1. Technical Field
This invention is directed toward a system and process for adaptive document layout. More particularly, this invention is directed toward a system and process for adapting document layouts to devices of different resolutions and sizes.
2. Background Art
Paper documents are, by their very nature, static affairs. Their physical nature confines them to a single immutable layout on a single-size sheet of paper. Electronic documents, by contrast, can and should be much more dynamic. Most importantly, they should adapt seamlessly and attractively to the size and proportions of the display on which they appear—be it a standard monitor, a tiny Personal Data Assistant (PDA) screen, or a certain format of paper. In addition, the dynamic nature of an electronic medium should offer the possibility of adapting the content dynamically for a particular type of reader or reading situation—providing a summary view for one reader and an in-depth view for another.
Electronic documents today fall woefully short of these ideals. In general, they provide an impoverished layout in comparison with their traditional, physical counterparts. Moreover, they provide only an exceedingly limited ability to adapt to different displays. Typically, either the width of the text is expanded to fill the available window or screen, in which case the text quickly becomes illegible—or the text area is kept fixed, which solves the first problem but requires inconvenient scrolling whenever the text area is too large for the target display. Indeed, to address these shortcomings, in practice two distinct versions of a document are often supplied: a Portable Document File (PDF) version, which generally includes more carefully thought-out design elements and layout, but at the expense of nearly all adaptability; and a Hypertext Markup Language (HTML) version, which is generally easier to read on most standard-sized screens, but whose graphics and layout are meager in comparison with those of the PDF.
Good automatic and adaptive layout is fundamentally hard. Consider, for example, a document with a single, large, multicolumn sidebar. The sidebar may look fine on the right side of a two-page spread or a wide-screen display. But on a legal-sized sheet of paper or on a portrait display, the “sidebar” may actually have to be placed at the bottom of the page so as not to squeeze out the main story. And on a PDA, this same “sidebar” might have to be moved to a separate page entirely, perhaps made available through an HTML link from the main page.
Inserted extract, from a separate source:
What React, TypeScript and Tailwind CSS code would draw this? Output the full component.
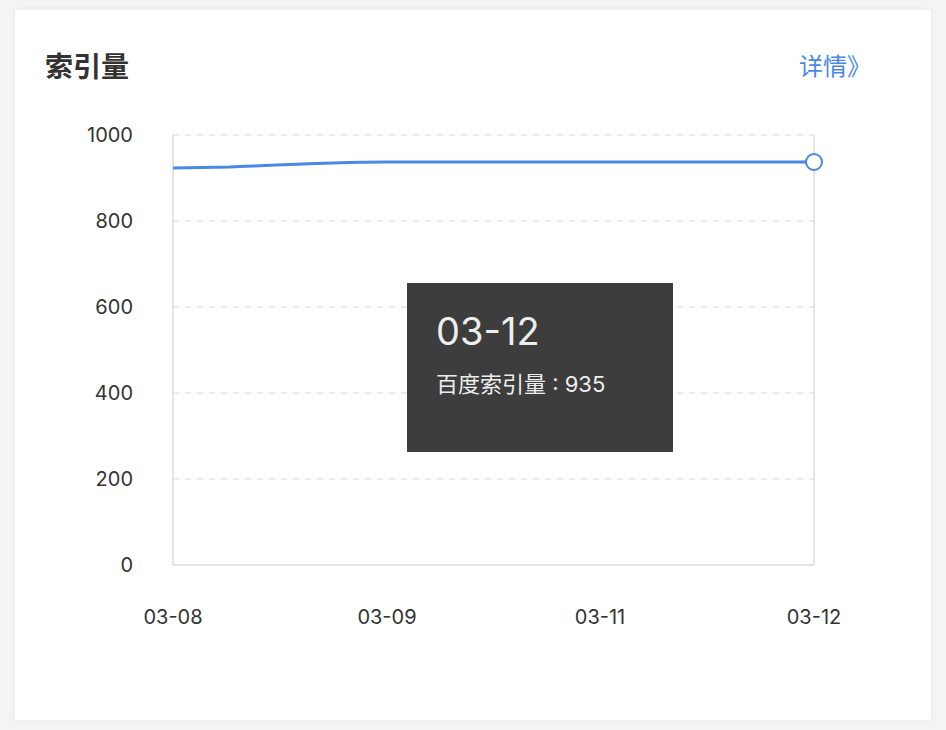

The problem is of course compounded for more complex layouts, such as those involving multiple sidebars, figures, pull quotes, and so on—all being merged into a single page design.
Even more tricky, in many respects, is the need for editorial changes to content to make a given layout work. As Knuth, in some of his seminal work on typesetting, acknowledges, a “computer should, in fact, be able to solve the typesetting problem better than a skilled typesetter could do by hand in a reasonable amount of time—unless we give this person the liberty to change the wording in order to obtain a better fit” [8] (emphasis added). As any person who has ever prepared a technical paper submission (or any other camera-ready document) knows, often one is forced to make last-minute changes to the figures or text in order to, say, squeeze everything into the stringent page limits, produce more favorable juxtapositions of figures and text, or eliminate annoying “widows” or “orphans” (single lines of text that are separated from their paragraphs and appear alone at the top or bottom of a page or column).
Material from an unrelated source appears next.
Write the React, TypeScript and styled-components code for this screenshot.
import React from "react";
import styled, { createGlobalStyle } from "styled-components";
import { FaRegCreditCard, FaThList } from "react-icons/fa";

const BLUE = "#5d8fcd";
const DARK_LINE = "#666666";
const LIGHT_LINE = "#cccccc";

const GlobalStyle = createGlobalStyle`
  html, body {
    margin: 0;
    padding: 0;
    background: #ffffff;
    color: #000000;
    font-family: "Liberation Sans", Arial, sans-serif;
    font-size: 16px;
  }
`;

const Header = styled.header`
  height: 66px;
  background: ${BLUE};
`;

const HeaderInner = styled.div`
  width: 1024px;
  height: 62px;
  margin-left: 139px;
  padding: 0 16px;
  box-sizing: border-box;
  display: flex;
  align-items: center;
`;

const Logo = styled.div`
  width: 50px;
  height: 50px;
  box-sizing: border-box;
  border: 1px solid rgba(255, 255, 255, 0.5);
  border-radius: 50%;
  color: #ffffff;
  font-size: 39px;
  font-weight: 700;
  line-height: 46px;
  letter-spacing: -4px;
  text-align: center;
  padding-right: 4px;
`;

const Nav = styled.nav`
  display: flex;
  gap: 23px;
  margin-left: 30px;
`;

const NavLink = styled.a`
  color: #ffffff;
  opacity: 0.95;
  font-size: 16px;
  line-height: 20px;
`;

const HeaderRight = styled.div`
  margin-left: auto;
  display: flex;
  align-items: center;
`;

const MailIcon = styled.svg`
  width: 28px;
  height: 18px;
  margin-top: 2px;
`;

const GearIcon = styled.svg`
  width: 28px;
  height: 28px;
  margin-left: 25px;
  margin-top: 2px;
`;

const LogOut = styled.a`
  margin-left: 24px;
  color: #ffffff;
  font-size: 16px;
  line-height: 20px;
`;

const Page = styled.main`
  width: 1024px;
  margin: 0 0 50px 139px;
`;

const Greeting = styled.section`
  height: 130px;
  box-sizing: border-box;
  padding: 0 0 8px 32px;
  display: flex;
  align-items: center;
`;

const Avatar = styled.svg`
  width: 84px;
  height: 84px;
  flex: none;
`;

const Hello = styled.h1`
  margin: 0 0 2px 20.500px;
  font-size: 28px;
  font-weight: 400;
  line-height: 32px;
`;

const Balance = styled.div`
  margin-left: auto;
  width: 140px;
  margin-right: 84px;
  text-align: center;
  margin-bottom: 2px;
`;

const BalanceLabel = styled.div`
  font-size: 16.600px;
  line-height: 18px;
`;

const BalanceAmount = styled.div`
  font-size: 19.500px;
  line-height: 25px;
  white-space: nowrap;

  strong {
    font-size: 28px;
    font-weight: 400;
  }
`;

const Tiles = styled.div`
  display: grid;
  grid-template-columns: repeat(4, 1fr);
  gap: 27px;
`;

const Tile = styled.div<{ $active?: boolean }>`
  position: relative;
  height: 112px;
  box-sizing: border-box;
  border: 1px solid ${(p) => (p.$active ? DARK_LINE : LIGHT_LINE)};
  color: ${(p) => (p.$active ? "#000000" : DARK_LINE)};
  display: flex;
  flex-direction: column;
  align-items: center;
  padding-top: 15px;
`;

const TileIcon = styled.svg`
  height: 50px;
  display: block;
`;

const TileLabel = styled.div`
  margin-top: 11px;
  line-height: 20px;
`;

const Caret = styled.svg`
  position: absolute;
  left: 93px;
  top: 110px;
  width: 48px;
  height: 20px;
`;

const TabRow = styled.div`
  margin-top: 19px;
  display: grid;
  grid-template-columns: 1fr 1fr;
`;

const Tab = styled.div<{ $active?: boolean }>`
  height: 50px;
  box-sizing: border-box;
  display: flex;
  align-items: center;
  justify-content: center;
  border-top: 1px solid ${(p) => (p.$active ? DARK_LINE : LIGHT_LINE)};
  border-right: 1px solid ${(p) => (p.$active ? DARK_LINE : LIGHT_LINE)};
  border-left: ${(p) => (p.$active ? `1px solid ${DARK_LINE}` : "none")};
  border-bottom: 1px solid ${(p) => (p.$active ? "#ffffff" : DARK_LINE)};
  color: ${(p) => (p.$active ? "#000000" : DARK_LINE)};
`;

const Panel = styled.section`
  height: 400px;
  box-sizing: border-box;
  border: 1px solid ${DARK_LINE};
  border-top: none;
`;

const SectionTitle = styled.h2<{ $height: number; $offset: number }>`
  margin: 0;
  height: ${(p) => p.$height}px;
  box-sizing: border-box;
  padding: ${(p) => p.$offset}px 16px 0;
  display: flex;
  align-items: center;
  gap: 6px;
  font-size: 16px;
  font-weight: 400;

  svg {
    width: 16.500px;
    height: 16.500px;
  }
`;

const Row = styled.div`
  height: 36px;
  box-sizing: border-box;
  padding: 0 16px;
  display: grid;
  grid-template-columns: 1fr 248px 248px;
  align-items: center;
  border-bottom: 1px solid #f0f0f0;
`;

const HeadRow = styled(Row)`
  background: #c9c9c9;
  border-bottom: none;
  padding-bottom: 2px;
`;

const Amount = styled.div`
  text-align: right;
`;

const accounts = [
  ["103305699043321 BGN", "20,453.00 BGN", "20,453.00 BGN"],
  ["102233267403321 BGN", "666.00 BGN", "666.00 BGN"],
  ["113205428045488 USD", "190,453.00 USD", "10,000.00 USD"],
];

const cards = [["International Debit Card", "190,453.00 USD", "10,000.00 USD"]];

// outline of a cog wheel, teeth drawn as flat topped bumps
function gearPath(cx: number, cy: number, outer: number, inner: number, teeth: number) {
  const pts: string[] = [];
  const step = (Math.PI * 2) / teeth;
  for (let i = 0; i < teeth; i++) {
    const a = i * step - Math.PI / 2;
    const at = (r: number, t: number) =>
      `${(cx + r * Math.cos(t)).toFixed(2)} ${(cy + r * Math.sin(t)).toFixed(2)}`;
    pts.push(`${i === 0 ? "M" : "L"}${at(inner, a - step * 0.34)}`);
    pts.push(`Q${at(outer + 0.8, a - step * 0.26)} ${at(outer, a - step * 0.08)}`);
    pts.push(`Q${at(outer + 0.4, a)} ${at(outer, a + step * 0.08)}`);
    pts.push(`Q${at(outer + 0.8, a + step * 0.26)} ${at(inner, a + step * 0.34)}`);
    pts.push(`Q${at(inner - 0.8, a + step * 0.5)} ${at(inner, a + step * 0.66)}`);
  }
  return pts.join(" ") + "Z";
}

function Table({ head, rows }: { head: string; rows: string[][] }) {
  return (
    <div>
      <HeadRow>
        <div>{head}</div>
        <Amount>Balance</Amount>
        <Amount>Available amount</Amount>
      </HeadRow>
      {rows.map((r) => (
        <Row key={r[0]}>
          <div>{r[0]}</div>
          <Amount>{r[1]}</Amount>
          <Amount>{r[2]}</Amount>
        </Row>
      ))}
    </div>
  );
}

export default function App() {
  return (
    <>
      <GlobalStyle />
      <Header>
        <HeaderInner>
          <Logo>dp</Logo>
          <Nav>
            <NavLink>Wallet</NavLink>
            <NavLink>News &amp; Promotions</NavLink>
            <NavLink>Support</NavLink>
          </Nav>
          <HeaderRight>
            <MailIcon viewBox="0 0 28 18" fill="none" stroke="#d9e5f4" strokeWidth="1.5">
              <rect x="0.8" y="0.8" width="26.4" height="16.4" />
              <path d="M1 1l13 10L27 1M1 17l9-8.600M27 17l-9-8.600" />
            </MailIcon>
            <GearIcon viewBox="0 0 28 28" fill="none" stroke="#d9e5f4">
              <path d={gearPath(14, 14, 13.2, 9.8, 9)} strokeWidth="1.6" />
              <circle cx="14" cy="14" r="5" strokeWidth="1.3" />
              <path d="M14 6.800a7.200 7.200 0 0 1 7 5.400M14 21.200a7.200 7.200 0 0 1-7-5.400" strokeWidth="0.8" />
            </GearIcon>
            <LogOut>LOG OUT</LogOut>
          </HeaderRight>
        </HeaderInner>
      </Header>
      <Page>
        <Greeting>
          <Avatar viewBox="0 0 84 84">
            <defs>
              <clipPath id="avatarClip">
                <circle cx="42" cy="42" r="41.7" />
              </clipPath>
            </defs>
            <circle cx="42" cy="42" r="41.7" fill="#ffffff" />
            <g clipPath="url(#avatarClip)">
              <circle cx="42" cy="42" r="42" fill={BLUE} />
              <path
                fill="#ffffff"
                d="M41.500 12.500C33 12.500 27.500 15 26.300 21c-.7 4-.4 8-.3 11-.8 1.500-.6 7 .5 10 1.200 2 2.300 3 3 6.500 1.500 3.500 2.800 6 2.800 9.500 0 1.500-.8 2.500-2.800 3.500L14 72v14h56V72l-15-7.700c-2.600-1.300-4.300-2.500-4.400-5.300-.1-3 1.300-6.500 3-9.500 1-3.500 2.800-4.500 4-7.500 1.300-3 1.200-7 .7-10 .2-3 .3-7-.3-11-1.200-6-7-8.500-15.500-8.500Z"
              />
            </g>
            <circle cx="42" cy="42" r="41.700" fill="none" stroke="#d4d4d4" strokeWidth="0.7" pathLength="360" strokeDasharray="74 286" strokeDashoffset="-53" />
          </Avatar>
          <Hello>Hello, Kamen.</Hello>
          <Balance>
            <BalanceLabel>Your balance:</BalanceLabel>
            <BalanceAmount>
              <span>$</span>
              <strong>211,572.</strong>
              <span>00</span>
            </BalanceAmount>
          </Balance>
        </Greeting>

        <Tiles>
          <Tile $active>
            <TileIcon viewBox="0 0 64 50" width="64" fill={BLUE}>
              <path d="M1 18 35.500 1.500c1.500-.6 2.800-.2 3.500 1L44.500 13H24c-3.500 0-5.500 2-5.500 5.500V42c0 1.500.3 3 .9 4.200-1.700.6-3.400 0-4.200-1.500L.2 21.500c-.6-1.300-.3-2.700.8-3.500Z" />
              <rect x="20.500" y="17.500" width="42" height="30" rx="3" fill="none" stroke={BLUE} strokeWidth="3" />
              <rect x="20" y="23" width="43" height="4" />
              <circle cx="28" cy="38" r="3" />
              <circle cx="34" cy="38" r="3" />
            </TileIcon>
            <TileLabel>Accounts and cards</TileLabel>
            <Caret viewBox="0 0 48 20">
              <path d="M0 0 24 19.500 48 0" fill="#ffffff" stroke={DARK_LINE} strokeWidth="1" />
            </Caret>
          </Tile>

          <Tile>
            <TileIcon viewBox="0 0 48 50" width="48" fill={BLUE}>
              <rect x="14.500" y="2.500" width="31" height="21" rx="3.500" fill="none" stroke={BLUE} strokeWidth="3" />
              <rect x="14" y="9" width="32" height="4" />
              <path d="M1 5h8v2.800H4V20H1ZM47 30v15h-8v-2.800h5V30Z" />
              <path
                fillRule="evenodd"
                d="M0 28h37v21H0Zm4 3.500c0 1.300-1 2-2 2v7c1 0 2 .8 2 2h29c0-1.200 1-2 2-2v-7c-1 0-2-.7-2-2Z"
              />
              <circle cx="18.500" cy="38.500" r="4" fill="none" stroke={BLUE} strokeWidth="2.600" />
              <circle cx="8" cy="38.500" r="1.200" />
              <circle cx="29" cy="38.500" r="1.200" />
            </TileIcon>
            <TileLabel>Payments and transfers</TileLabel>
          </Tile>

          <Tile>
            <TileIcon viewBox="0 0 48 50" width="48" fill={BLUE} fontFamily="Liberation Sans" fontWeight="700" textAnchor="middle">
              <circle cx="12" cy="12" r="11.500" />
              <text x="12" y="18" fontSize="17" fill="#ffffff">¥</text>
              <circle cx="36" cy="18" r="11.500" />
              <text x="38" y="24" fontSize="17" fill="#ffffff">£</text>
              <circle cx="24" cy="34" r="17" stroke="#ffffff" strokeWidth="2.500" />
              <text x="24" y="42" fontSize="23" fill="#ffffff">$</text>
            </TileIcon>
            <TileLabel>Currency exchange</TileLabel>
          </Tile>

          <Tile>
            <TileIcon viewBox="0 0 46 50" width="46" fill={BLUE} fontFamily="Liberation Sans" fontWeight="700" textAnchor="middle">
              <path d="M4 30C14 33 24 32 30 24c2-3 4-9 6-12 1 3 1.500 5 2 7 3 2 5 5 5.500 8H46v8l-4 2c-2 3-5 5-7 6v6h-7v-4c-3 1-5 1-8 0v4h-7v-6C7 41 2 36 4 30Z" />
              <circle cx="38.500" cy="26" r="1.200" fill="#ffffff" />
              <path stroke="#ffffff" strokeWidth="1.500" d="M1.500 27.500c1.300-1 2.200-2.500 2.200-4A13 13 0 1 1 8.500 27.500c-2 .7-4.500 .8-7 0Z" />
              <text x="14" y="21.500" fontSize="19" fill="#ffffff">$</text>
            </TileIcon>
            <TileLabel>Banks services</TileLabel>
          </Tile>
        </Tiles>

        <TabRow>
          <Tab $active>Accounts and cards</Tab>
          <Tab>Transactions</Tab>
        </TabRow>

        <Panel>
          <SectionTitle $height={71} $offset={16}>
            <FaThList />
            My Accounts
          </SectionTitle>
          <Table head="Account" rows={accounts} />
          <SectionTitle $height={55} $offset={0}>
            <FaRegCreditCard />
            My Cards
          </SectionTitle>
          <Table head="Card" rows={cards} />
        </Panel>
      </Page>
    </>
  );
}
One might add that this inability to adapt document layouts to different display sizes is becoming a more and more critical problem, as the variety of new and differently sized display devices proliferates. The problem is also exacerbated, in a sense, by the rapidly increasing screen resolutions available on LCD displays. These displays make practical increasingly complex page layouts and graphical designs that come closer all the time to rivaling those that can be rendered on the printed page. Thus, any deficit in the available quality of documents rendered on the screen versus the printed page becomes all the more apparent and egregious.
Early work in document layout focused largely on text formatting, the arrangement of text into lines, paragraphs, and higher-level semantic structures [6, 8, 10]. More recently, researchers have begun to focus on the page layout problem, whereby relational grammars [11], constraints [1, 2, 3 ,4 ,5], or various forms of optimization [13] are used to arrange different elements onto a page while satisfying some notion of “goodness.” Recently, several standards, endorsed by the World-Wide-Web Consortium (W3C), have emerged to support the decoupling of a document's content from its stylistic formatting rules, most notably the Extensible Stylesheet Language (XSL) and Cascading Style Sheets (CSS) [9]. A constraint-based version of Cascading Style Sheets (CCSS) has also been proposed [1].
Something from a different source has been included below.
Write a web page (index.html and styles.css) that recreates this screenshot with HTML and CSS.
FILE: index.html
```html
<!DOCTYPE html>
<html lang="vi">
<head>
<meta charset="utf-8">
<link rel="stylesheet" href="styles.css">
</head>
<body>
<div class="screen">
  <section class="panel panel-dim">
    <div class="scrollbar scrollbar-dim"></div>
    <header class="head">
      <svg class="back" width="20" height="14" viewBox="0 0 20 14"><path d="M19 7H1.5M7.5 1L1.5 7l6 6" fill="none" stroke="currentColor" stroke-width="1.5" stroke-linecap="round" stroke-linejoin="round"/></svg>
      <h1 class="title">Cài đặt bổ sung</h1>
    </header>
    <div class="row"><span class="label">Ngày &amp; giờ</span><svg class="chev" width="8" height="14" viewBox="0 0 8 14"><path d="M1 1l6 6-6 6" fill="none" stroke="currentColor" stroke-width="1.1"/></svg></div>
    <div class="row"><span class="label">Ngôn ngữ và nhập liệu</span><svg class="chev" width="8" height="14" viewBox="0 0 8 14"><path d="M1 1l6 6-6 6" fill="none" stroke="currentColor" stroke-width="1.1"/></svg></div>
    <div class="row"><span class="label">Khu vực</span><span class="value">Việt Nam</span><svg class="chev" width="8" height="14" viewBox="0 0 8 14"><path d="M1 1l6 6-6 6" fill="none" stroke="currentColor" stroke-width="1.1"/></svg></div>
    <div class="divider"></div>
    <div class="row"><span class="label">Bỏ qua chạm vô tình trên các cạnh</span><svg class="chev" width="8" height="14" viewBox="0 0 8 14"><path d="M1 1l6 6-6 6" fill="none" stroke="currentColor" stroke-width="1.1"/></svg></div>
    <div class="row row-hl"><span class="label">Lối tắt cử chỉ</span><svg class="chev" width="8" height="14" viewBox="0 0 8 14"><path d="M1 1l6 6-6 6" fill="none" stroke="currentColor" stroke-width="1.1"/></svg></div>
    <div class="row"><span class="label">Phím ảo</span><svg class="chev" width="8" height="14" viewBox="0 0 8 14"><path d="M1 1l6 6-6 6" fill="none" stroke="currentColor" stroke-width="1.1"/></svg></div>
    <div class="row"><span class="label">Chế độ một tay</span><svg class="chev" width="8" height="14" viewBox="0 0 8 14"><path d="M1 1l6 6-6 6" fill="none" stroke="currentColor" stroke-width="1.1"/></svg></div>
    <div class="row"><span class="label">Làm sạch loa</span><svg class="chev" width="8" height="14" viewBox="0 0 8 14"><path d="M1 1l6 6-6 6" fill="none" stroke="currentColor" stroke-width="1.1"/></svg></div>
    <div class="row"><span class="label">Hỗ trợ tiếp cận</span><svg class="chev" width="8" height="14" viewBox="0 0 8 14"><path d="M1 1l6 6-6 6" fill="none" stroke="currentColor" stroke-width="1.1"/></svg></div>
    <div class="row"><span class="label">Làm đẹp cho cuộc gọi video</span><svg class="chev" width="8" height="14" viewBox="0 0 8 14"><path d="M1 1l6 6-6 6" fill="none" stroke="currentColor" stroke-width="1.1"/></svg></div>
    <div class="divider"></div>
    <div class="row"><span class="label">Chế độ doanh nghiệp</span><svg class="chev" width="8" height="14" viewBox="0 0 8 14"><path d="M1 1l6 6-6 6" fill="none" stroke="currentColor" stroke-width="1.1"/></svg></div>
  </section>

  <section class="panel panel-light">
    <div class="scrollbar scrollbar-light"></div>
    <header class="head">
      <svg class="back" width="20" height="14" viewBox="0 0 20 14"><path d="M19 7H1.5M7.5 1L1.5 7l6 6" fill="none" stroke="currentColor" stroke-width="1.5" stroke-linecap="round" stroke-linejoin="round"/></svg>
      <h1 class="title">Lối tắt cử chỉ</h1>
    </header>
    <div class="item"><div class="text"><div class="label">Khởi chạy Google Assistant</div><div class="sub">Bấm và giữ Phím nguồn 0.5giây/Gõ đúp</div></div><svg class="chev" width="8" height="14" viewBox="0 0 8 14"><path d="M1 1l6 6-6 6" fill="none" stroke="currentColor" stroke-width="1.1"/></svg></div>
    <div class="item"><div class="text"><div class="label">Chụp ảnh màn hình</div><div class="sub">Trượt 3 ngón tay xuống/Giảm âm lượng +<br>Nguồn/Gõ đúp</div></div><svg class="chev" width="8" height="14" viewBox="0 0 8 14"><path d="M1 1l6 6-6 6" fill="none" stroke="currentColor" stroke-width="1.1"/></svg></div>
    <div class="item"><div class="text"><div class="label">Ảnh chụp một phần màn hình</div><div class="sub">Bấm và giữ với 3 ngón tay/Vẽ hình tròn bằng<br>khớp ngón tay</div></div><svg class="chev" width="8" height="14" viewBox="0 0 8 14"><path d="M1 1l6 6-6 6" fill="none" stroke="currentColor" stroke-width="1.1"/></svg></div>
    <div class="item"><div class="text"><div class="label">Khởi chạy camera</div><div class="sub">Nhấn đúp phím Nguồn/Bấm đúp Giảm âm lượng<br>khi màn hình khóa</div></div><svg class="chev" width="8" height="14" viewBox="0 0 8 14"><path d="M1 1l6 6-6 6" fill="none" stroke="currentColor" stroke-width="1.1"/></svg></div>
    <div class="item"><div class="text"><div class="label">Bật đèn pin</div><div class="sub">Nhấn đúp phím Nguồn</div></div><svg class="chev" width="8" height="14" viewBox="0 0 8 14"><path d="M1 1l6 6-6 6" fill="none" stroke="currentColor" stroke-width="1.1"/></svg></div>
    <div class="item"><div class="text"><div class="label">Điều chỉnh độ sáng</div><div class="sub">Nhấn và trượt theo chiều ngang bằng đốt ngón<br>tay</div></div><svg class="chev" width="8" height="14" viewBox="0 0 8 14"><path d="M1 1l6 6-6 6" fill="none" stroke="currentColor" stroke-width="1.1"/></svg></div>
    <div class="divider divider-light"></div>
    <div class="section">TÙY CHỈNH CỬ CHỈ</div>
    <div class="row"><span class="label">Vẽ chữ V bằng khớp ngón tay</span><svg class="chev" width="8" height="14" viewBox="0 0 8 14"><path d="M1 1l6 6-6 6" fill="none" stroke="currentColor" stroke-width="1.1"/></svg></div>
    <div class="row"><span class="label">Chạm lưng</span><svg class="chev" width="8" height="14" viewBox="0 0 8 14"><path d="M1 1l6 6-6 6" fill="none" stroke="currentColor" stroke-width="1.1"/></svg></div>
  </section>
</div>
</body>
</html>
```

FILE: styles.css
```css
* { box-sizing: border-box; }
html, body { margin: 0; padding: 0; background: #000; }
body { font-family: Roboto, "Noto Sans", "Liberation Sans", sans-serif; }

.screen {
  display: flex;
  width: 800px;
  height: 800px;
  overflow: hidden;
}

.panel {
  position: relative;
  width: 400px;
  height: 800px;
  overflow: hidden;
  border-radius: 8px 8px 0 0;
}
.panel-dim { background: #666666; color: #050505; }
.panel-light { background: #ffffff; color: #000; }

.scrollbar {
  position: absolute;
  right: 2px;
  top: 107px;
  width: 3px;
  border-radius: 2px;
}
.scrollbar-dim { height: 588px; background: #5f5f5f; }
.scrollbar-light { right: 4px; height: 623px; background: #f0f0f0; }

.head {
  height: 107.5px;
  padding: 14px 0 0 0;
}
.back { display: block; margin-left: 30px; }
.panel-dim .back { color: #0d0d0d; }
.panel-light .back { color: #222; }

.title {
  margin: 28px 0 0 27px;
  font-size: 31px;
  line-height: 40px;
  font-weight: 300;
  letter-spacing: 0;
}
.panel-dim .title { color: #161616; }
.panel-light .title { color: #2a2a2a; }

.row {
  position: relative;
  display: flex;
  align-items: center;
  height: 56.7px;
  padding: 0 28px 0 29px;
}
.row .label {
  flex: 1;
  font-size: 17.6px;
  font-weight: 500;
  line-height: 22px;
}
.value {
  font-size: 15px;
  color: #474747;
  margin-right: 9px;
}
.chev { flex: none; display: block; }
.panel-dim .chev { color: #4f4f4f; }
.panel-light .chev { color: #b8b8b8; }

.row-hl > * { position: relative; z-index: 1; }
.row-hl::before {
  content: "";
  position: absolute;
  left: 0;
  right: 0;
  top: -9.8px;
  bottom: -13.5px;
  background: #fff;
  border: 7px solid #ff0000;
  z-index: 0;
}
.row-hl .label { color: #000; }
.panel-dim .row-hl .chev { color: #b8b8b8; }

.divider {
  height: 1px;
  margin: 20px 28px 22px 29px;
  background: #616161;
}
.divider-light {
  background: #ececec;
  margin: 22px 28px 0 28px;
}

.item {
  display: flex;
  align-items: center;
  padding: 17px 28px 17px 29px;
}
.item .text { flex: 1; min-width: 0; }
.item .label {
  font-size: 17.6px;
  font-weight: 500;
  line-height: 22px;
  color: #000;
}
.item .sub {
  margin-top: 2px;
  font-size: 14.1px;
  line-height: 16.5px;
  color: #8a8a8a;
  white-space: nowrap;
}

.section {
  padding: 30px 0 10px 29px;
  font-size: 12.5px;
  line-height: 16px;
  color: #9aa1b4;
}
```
It is noted that in the preceding paragraphs, as well as in the remainder of this specification, the description refers to various individual publications identified by a numeric designator contained within a pair of brackets. For example, such a reference may be identified by reciting, “reference [1]” or simply “[1]”. A listing of the publications corresponding to each designator can be found at the end of the Detailed Description section.